The above post is exhaustive on these points. Read it, then come back. I’ll wait.

It’s quite clear: ZIP codes are overused, when they should be a last resort. The thing is, though ZIPs should only be used in a worst-case scenario, sometimes you find yourself presented with the worst case. And I’ll offer a few gentle nudges of reassurance to you poor souls in such circumstances:

ZIP/ZCTA

Sure, ZIPs aren’t areas, and US Census Bureau ZCTAs aren’t the same thing in spirit. But they’re close. Like REALLY close. We measured it; you shouldn’t avoid using ZCTAs for analysis solely because they aren’t exactly like ZIPs.

Known entities

While it’s lame to blame the zeitgeist, ZIP codes are the only thing your clients will recognize intuitively that breaks a city into smaller components.

Matt Forrest notes this in his post:

Finally, most people know without looking at a map that zip codes represent a smaller area than a city, but larger than say a neighborhood. Conceptually, they feel small enough to get a very focused view of the world, and big enough to capture enough of a sample size of trends.

The short answer is that zip codes are easy to find, familiar, and provide a granular enough view of the world (or so we thought).

You have to meet the client in a place they understand if you want to impress on them that there are broader insights available in the study of location. (Though the basic workaround here is to do any analysis at the level of the census block group or smaller, then aggregate.)

Inflexible tools

Sometimes the use case requires a bad input.

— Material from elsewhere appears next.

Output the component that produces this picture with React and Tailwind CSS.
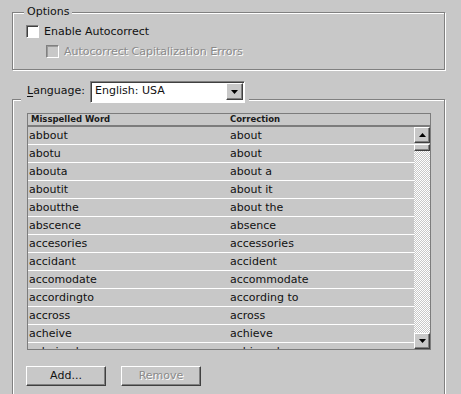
const rows = [
  ["abbout", "about"],
  ["abotu", "about"],
  ["abouta", "about a"],
  ["aboutit", "about it"],
  ["aboutthe", "about the"],
  ["abscence", "absence"],
  ["accesories", "accessories"],
  ["accidant", "accident"],
  ["accomodate", "accommodate"],
  ["accordingto", "according to"],
  ["accross", "across"],
  ["acheive", "achieve"],
  ["acheived", "achieved"],
];

function Checkbox({ disabled }) {
  return (
    <span
      className={`block w-[13px] h-[13px] shrink-0 border border-t-[#808080] border-l-[#808080] border-r-white border-b-white ${
        disabled
          ? "bg-[#c8c8c8] shadow-[inset_1px_1px_0_#9a9a9a]"
          : "bg-white shadow-[inset_1px_1px_0_#404040]"
      }`}
    />
  );
}

function Arrow({ dir }) {
  return (
    <svg width="7" height="4" viewBox="0 0 7 4">
      {dir === "up" ? (
        <polygon points="3.5,0 7,4 0,4" fill="#000" />
      ) : (
        <polygon points="0,0 7,0 3.5,4" fill="#000" />
      )}
    </svg>
  );
}

const raised =
  "border border-t-white border-l-white border-r-[#404040] border-b-[#404040] shadow-[inset_-1px_-1px_0_#808080] bg-[#c8c8c8]";

export default function App() {
  return (
    <div className="w-[461px] h-[394px] overflow-hidden bg-[#c8c8c8] pl-[12px] pt-[12px] font-['DejaVu_Sans',sans-serif] text-[11px] text-[#111]">
      {/* Options group */}
      <div className="w-[433px] h-[58px] border border-[#808080] shadow-[1px_1px_0_#fff,inset_1px_1px_0_#fff]">
        <div className="ml-[11px] -mt-[8px] px-[3px] w-fit h-[14px] leading-[14px] bg-[#c8c8c8]">
          Options
        </div>
        <div className="ml-[13px] mt-[6px] h-[13px] flex items-center gap-[5px] leading-[13px]">
          <Checkbox />
          <span>Enable Autocorrect</span>
        </div>
        <div className="ml-[33px] mt-[7px] h-[13px] flex items-center gap-[5px] leading-[13px] text-[#8a8a8a] [text-shadow:1px_1px_0_#fff]">
          <Checkbox disabled />
          <span>Autocorrect Capitalization Errors</span>
        </div>
      </div>

      {/* Language group */}
      <div className="mt-[29px] w-[433px] h-[320px] border border-[#808080] shadow-[1px_1px_0_#fff,inset_1px_1px_0_#fff]">
        <div className="ml-[8px] -mt-[20px] pl-[6px] pr-[4px] w-fit h-[23px] flex items-center gap-[5px] bg-[#c8c8c8]">
          <span>
            <span className="underline underline-offset-2">L</span>anguage:
          </span>
          <div className="w-[155px] h-[22px] flex items-center justify-between bg-white border border-t-[#808080] border-l-[#808080] border-r-white border-b-white shadow-[inset_1px_1px_0_#404040] pl-[4px] pr-[1px]">
            <span>English: USA</span>
            <span className={`w-[17px] h-[17px] flex items-center justify-center ${raised}`}>
              <Arrow dir="down" />
            </span>
          </div>
        </div>

        {/* word list */}
        <div className="ml-[14px] mt-[10px] w-[404px] h-[237px] border border-[#7c7c7c] flex flex-col overflow-hidden">
          <div className="h-[13px] shrink-0 border-b-2 border-[#7c7c7c] grid grid-cols-[202px_1fr] items-center text-[8.5px] leading-[11px] font-bold text-[#1a1a1a]">
            <span className="pl-[3px]">Misspelled Word</span>
            <span>Correction</span>
          </div>
          <div className="flex flex-1 min-h-0">
            <div className="flex-1 overflow-hidden">
              {rows.map(([wrong, right]) => (
                <div
                  key={wrong}
                  className="h-[18px] border-b border-white grid grid-cols-[202px_1fr] items-center leading-[17px]"
                >
                  <span className="pl-[1px]">{wrong}</span>
                  <span>{right}</span>
                </div>
              ))}
            </div>
            <div className="w-[16px] flex flex-col">
              <div className={`h-[16px] shrink-0 flex items-center justify-center ${raised}`}>
                <Arrow dir="up" />
              </div>
              <div className={`h-[7px] mt-[1px] shrink-0 ${raised}`} />
              <div className="flex-1 bg-[repeating-conic-gradient(#fff_0%_25%,#c8c8c8_0%_50%)] bg-[length:2px_2px]" />
              <div className={`h-[16px] shrink-0 flex items-center justify-center ${raised}`}>
                <Arrow dir="down" />
              </div>
            </div>
          </div>
        </div>

        <div className="ml-[13px] mt-[16px] flex gap-[15px]">
          <button className={`w-[80px] h-[20px] flex items-center justify-center ${raised}`}>
            Add...
          </button>
          <button
            className={`w-[80px] h-[20px] flex items-center justify-center text-[#8a8a8a] [text-shadow:1px_1px_0_#fff] ${raised}`}
          >
            Remove
          </button>
        </div>
      </div>
    </div>
  );
}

Yes, it’s awful, yes you should recommend changes and build tools to that effect, but some applications will only break down a broad spatial area by ZIP. Want to target an area smaller than the Chicago DMA with Search Engine Marketing (SEM)? Your options are mostly either ZIPs or simple radii (which are arguably worse).

Be [modestly] afraid

In summary:

It turns out that the compact route along which a human can efficiently carry folded and stapled pieces of information-rich paper is and remains a poor heuristic for human behaviors that you might want to assess or predict.

. . . and . . .

Sometimes you have to use those routes anyway, for the above reasons and many more not detailed here (oh man, did I forget data availability?).

Do so cautiously -

  • aggregate from smaller units
  • actively assess results for hidden inequalities

. . . but do it when you must.

1